>> START
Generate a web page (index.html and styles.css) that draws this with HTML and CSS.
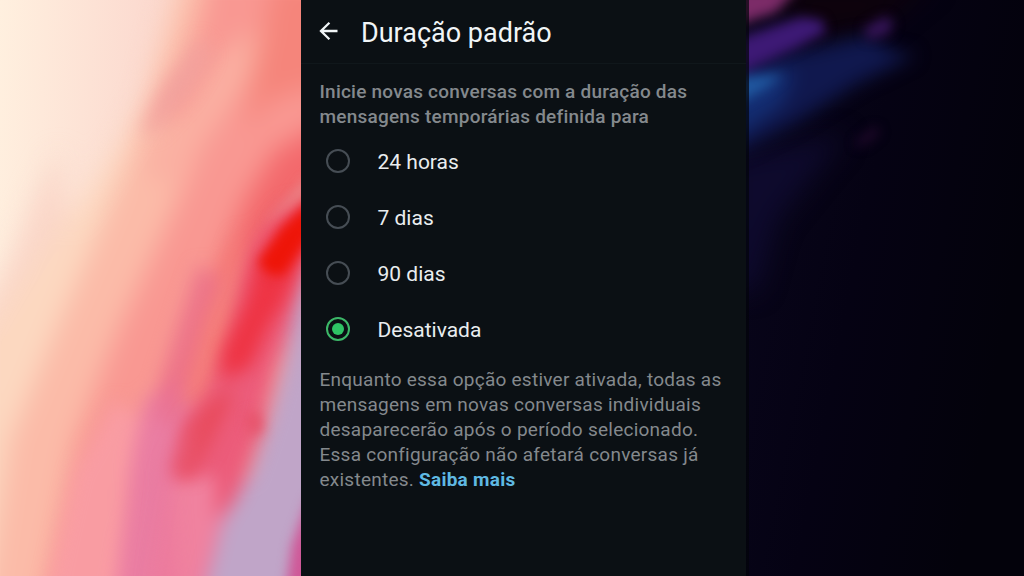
FILE: index.html
```
<!DOCTYPE html>
<html lang="pt-BR">
<head>
    <meta charset="UTF-8">
    <meta name="viewport" content="width=device-width, initial-scale=1.0">
    <title>Duração padrão</title>
    <link rel="stylesheet" href="styles.css">
</head>
<body>

<!-- fundo claro -->
<svg class="art art-left" viewBox="0 0 301 576" preserveAspectRatio="none" aria-hidden="true">
    <defs>
        <linearGradient id="cream" x1="0" y1="0" x2="1" y2="0.1">
            <stop offset="0" stop-color="#fff0df"/>
            <stop offset="0.6" stop-color="#fbd5cc"/>
        </linearGradient>
    </defs>
    <rect width="301" height="576" fill="url(#cream)"/>
    <g class="blur-big">
        <path d="M60 150L35 200L10 260L-30 330V420L70 250Z" fill="#fad6c8"/>
        <path d="M90 190L50 245L-30 360V620H340V-30H180L145 100L110 160Z" fill="#fcd8c0"/>
        <path d="M188 -30L150 100L130 155L95 240L60 320L10 440L-20 640H340V-30Z" fill="#fbbba8"/>
        <path d="M212 -30L190 60L150 125L190 110L200 150L160 240L118 330L75 440L35 640H340V-30Z" fill="#f99892"/>
        <path d="M225 50L290 10L255 70L200 150L170 190L140 165L190 100Z" fill="#fab0a2"/>
        <path d="M275 -20H340V80L270 100L245 130L255 60Z" fill="#f5857b"/>
        <path d="M330 120L275 150L245 200L215 280L190 350L165 420L190 430L240 300L330 190Z" fill="#f3696c"/>
    </g>
    <g class="blur-mid">
        <path d="M200 38L165 85L140 135L155 132L188 95L210 55Z" fill="#f0a09e" opacity=".8"/>
        <path d="M145 400L132 450L124 520L112 600H240L250 400L170 380Z" fill="#ea7da2"/>
        <path d="M75 470L45 600H116L126 490L140 420L115 400Z" fill="#f99eaa" opacity=".7"/>
        <path d="M198 265L160 380L158 425L176 420L200 360L222 280Z" fill="#ea6f8b" opacity=".75"/>
        <path d="M240 230L205 320L182 405L200 405L245 290Z" fill="#f5807b"/>
        <path d="M320 200L285 205L255 240L240 280L228 340L205 390L182 435L175 480L215 520L235 500L258 440L274 370L310 280Z" fill="#ec5c7a"/>
        <path d="M312 240L296 300L285 360L267 425L250 475L222 525L200 610H340V240Z" fill="#c0a5c8"/>
        <path d="M170 480L215 475L215 530L190 600H150Z" fill="#f0829f"/>
    </g>
    <g class="blur-mid">
        <path d="M315 190L280 225L254 265L246 300L222 350L221 380L250 368L270 325L286 300L310 235Z" fill="#ee3444"/>
        <path d="M215 400L232 385L228 405L207 448L188 478L171 474L188 420Z" fill="#e84858"/>
        <path d="M208 400L190 460L172 480L180 600H150L165 470Z" fill="#e9709a" opacity=".4"/>
    </g>
    <g class="blur-small">
        <path d="M245 415L260 410L264 430L250 438Z" fill="#e64f67" opacity=".8"/>
        <path d="M310 174L275 212L264 225L285 210L310 192Z" fill="#e98488"/>
        <path d="M318 194L282 228L258 262L268 274L283 276L318 225Z" fill="#ee1508"/>
        <path d="M308 500L292 545L286 590H320V490Z" fill="#cf5797"/>
    </g>
</svg>

<!-- tela do aplicativo -->
<main class="screen">
    <header class="topbar">
        <svg class="back" viewBox="0 0 20 20" aria-hidden="true">
            <path d="M18.5 10H2M10.4 1.8L2 10L10.4 18.2"/>
        </svg>
        <h1>Duração padrão</h1>
    </header>

    <p class="intro">Inicie novas conversas com a duração das<br>mensagens temporárias definida para</p>

    <ul class="options">
        <li><span class="radio"></span><span class="label">24 horas</span></li>
        <li><span class="radio"></span><span class="label">7 dias</span></li>
        <li><span class="radio"></span><span class="label">90 dias</span></li>
        <li><span class="radio checked"></span><span class="label">Desativada</span></li>
    </ul>

    <p class="note">Enquanto essa opção estiver ativada, todas as<br>mensagens em novas conversas individuais<br>desaparecerão após o período selecionado.<br>Essa configuração não afetará conversas já<br>existentes. <a class="more">Saiba mais</a></p>
</main>

<!-- fundo escuro -->
<svg class="art art-right" viewBox="0 0 278 576" preserveAspectRatio="none" aria-hidden="true">
    <defs>
        <linearGradient id="night" x1="0" y1="0" x2="1" y2="0.4">
            <stop offset="0" stop-color="#09061c"/>
            <stop offset="0.5" stop-color="#050213"/>
            <stop offset="1" stop-color="#03020b"/>
        </linearGradient>
    </defs>
    <rect width="278" height="576" fill="url(#night)"/>
    <g class="blur-big">
        <path d="M20 -20H190L130 30L60 40Z" fill="#0d020c"/>
        <path d="M-20 160L100 135L70 170L30 220L10 290H-20Z" fill="#0e0a2d"/>
    </g>
    <g class="blur-mid">
        <path d="M-15 66L60 50L120 36L150 52L170 55L110 84L50 122L-15 155Z" fill="#10184e"/>
        <path d="M-15 80L50 70L35 105L-15 140Z" fill="#132d72"/>
    </g>
    <g class="blur-small">
        <path d="M-12 40L55 17L76 20L80 32L50 48L-12 76Z" fill="#3d1975"/>
        <path d="M-12 78L38 74L20 88L-12 106Z" fill="#2058a0"/>
        <path d="M118 28L140 16L148 24L142 34L122 40Z" fill="#351458"/>
        <path d="M108 144L128 127L134 132L116 146Z" fill="#25092f"/>
        <path d="M-12 -12H52L30 12L-12 26Z" fill="#7c2b68"/>
    </g>
    <rect width="3" height="576" fill="#03040a" opacity=".7"/>
</svg>

</body>
</html>
```
FILE: styles.css
```
/* geral */
body {
    margin: 0;
    display: flex;
    width: 1024px;
    height: 576px;
    overflow: hidden;
    background: #0b1014;
    font-family: Roboto, sans-serif;
}

.art {
    display: block;
    height: 576px;
    flex: none;
    overflow: hidden;
}

.art-left {
    width: 301px;
}

.art-right {
    width: 278px;
}

.blur-big {
    filter: blur(13px);
}

.blur-mid {
    filter: blur(9px);
}

.blur-small {
    filter: blur(6px);
}

/* tela */
.screen {
    width: 445px;
    flex: none;
    background: #0b1014;
    color: #e9edef;
}

.topbar {
    display: flex;
    align-items: center;
    height: 64px;
    padding-left: 18px;
    box-sizing: border-box;
    border-bottom: 1px solid #10171b;
}

.back {
    width: 20px;
    height: 20px;
    margin-bottom: 1px;
    fill: none;
    stroke: #f1f5f7;
    stroke-width: 2.3;
}

h1 {
    margin: 3px 0 0 22px;
    font-size: 27px;
    font-weight: 400;
    color: #f1f5f7;
}

p {
    margin: 0;
    padding-left: 18.5px;
    color: #84898d;
    white-space: nowrap;
}

.intro {
    padding-top: 15px;
    font-size: 19px;
    font-weight: 500;
    line-height: 25px;
    letter-spacing: 0.22px;
}

/* opções */
.options {
    list-style: none;
    margin: 4px 0 0;
    padding: 0 0 0 25px;
}

.options li {
    display: flex;
    align-items: center;
    gap: 27.5px;
    height: 56px;
    font-size: 21px;
}

.label {
    padding-top: 2px;
}

.radio {
    display: flex;
    width: 24px;
    height: 24px;
    box-sizing: border-box;
    border: 2px solid #464d54;
    border-radius: 50%;
}

.radio.checked {
    border-color: #3cb868;
}

.radio.checked::after {
    content: "";
    width: 12px;
    height: 12px;
    margin: auto;
    border-radius: 50%;
    background: #2ec465;
}

.note {
    padding-top: 10px;
    font-size: 19px;
    line-height: 25px;
    letter-spacing: 0.25px;
}

.more {
    color: #5fb9e3;
    font-weight: 700;
}
```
>> END
### WHAT THIS TASK INVOLVES:
Without the pictures, write out the whole listing above exactly as it appears.

### SOLUTION:
Generate a web page (index.html and styles.css) that draws this with HTML and CSS.
FILE: index.html
```
<!DOCTYPE html>
<html lang="pt-BR">
<head>
    <meta charset="UTF-8">
    <meta name="viewport" content="width=device-width, initial-scale=1.0">
    <title>Duração padrão</title>
    <link rel="stylesheet" href="styles.css">
</head>
<body>

<!-- fundo claro -->
<svg class="art art-left" viewBox="0 0 301 576" preserveAspectRatio="none" aria-hidden="true">
    <defs>
        <linearGradient id="cream" x1="0" y1="0" x2="1" y2="0.1">
            <stop offset="0" stop-color="#fff0df"/>
            <stop offset="0.6" stop-color="#fbd5cc"/>
        </linearGradient>
    </defs>
    <rect width="301" height="576" fill="url(#cream)"/>
    <g class="blur-big">
        <path d="M60 150L35 200L10 260L-30 330V420L70 250Z" fill="#fad6c8"/>
        <path d="M90 190L50 245L-30 360V620H340V-30H180L145 100L110 160Z" fill="#fcd8c0"/>
        <path d="M188 -30L150 100L130 155L95 240L60 320L10 440L-20 640H340V-30Z" fill="#fbbba8"/>
        <path d="M212 -30L190 60L150 125L190 110L200 150L160 240L118 330L75 440L35 640H340V-30Z" fill="#f99892"/>
        <path d="M225 50L290 10L255 70L200 150L170 190L140 165L190 100Z" fill="#fab0a2"/>
        <path d="M275 -20H340V80L270 100L245 130L255 60Z" fill="#f5857b"/>
        <path d="M330 120L275 150L245 200L215 280L190 350L165 420L190 430L240 300L330 190Z" fill="#f3696c"/>
    </g>
    <g class="blur-mid">
        <path d="M200 38L165 85L140 135L155 132L188 95L210 55Z" fill="#f0a09e" opacity=".8"/>
        <path d="M145 400L132 450L124 520L112 600H240L250 400L170 380Z" fill="#ea7da2"/>
        <path d="M75 470L45 600H116L126 490L140 420L115 400Z" fill="#f99eaa" opacity=".7"/>
        <path d="M198 265L160 380L158 425L176 420L200 360L222 280Z" fill="#ea6f8b" opacity=".75"/>
        <path d="M240 230L205 320L182 405L200 405L245 290Z" fill="#f5807b"/>
        <path d="M320 200L285 205L255 240L240 280L228 340L205 390L182 435L175 480L215 520L235 500L258 440L274 370L310 280Z" fill="#ec5c7a"/>
        <path d="M312 240L296 300L285 360L267 425L250 475L222 525L200 610H340V240Z" fill="#c0a5c8"/>
        <path d="M170 480L215 475L215 530L190 600H150Z" fill="#f0829f"/>
    </g>
    <g class="blur-mid">
        <path d="M315 190L280 225L254 265L246 300L222 350L221 380L250 368L270 325L286 300L310 235Z" fill="#ee3444"/>
        <path d="M215 400L232 385L228 405L207 448L188 478L171 474L188 420Z" fill="#e84858"/>
        <path d="M208 400L190 460L172 480L180 600H150L165 470Z" fill="#e9709a" opacity=".4"/>
    </g>
    <g class="blur-small">
        <path d="M245 415L260 410L264 430L250 438Z" fill="#e64f67" opacity=".8"/>
        <path d="M310 174L275 212L264 225L285 210L310 192Z" fill="#e98488"/>
        <path d="M318 194L282 228L258 262L268 274L283 276L318 225Z" fill="#ee1508"/>
        <path d="M308 500L292 545L286 590H320V490Z" fill="#cf5797"/>
    </g>
</svg>

<!-- tela do aplicativo -->
<main class="screen">
    <header class="topbar">
        <svg class="back" viewBox="0 0 20 20" aria-hidden="true">
            <path d="M18.5 10H2M10.4 1.8L2 10L10.4 18.2"/>
        </svg>
        <h1>Duração padrão</h1>
    </header>

    <p class="intro">Inicie novas conversas com a duração das<br>mensagens temporárias definida para</p>

    <ul class="options">
        <li><span class="radio"></span><span class="label">24 horas</span></li>
        <li><span class="radio"></span><span class="label">7 dias</span></li>
        <li><span class="radio"></span><span class="label">90 dias</span></li>
        <li><span class="radio checked"></span><span class="label">Desativada</span></li>
    </ul>

    <p class="note">Enquanto essa opção estiver ativada, todas as<br>mensagens em novas conversas individuais<br>desaparecerão após o período selecionado.<br>Essa configuração não afetará conversas já<br>existentes. <a class="more">Saiba mais</a></p>
</main>

<!-- fundo escuro -->
<svg class="art art-right" viewBox="0 0 278 576" preserveAspectRatio="none" aria-hidden="true">
    <defs>
        <linearGradient id="night" x1="0" y1="0" x2="1" y2="0.4">
            <stop offset="0" stop-color="#09061c"/>
            <stop offset="0.5" stop-color="#050213"/>
            <stop offset="1" stop-color="#03020b"/>
        </linearGradient>
    </defs>
    <rect width="278" height="576" fill="url(#night)"/>
    <g class="blur-big">
        <path d="M20 -20H190L130 30L60 40Z" fill="#0d020c"/>
        <path d="M-20 160L100 135L70 170L30 220L10 290H-20Z" fill="#0e0a2d"/>
    </g>
    <g class="blur-mid">
        <path d="M-15 66L60 50L120 36L150 52L170 55L110 84L50 122L-15 155Z" fill="#10184e"/>
        <path d="M-15 80L50 70L35 105L-15 140Z" fill="#132d72"/>
    </g>
    <g class="blur-small">
        <path d="M-12 40L55 17L76 20L80 32L50 48L-12 76Z" fill="#3d1975"/>
        <path d="M-12 78L38 74L20 88L-12 106Z" fill="#2058a0"/>
        <path d="M118 28L140 16L148 24L142 34L122 40Z" fill="#351458"/>
        <path d="M108 144L128 127L134 132L116 146Z" fill="#25092f"/>
        <path d="M-12 -12H52L30 12L-12 26Z" fill="#7c2b68"/>
    </g>
    <rect width="3" height="576" fill="#03040a" opacity=".7"/>
</svg>

</body>
</html>
```
FILE: styles.css
```
/* geral */
body {
    margin: 0;
    display: flex;
    width: 1024px;
    height: 576px;
    overflow: hidden;
    background: #0b1014;
    font-family: Roboto, sans-serif;
}

.art {
    display: block;
    height: 576px;
    flex: none;
    overflow: hidden;
}

.art-left {
    width: 301px;
}

.art-right {
    width: 278px;
}

.blur-big {
    filter: blur(13px);
}

.blur-mid {
    filter: blur(9px);
}

.blur-small {
    filter: blur(6px);
}

/* tela */
.screen {
    width: 445px;
    flex: none;
    background: #0b1014;
    color: #e9edef;
}

.topbar {
    display: flex;
    align-items: center;
    height: 64px;
    padding-left: 18px;
    box-sizing: border-box;
    border-bottom: 1px solid #10171b;
}

.back {
    width: 20px;
    height: 20px;
    margin-bottom: 1px;
    fill: none;
    stroke: #f1f5f7;
    stroke-width: 2.3;
}

h1 {
    margin: 3px 0 0 22px;
    font-size: 27px;
    font-weight: 400;
    color: #f1f5f7;
}

p {
    margin: 0;
    padding-left: 18.5px;
    color: #84898d;
    white-space: nowrap;
}

.intro {
    padding-top: 15px;
    font-size: 19px;
    font-weight: 500;
    line-height: 25px;
    letter-spacing: 0.22px;
}

/* opções */
.options {
    list-style: none;
    margin: 4px 0 0;
    padding: 0 0 0 25px;
}

.options li {
    display: flex;
    align-items: center;
    gap: 27.5px;
    height: 56px;
    font-size: 21px;
}

.label {
    padding-top: 2px;
}

.radio {
    display: flex;
    width: 24px;
    height: 24px;
    box-sizing: border-box;
    border: 2px solid #464d54;
    border-radius: 50%;
}

.radio.checked {
    border-color: #3cb868;
}

.radio.checked::after {
    content: "";
    width: 12px;
    height: 12px;
    margin: auto;
    border-radius: 50%;
    background: #2ec465;
}

.note {
    padding-top: 10px;
    font-size: 19px;
    line-height: 25px;
    letter-spacing: 0.25px;
}

.more {
    color: #5fb9e3;
    font-weight: 700;
}
```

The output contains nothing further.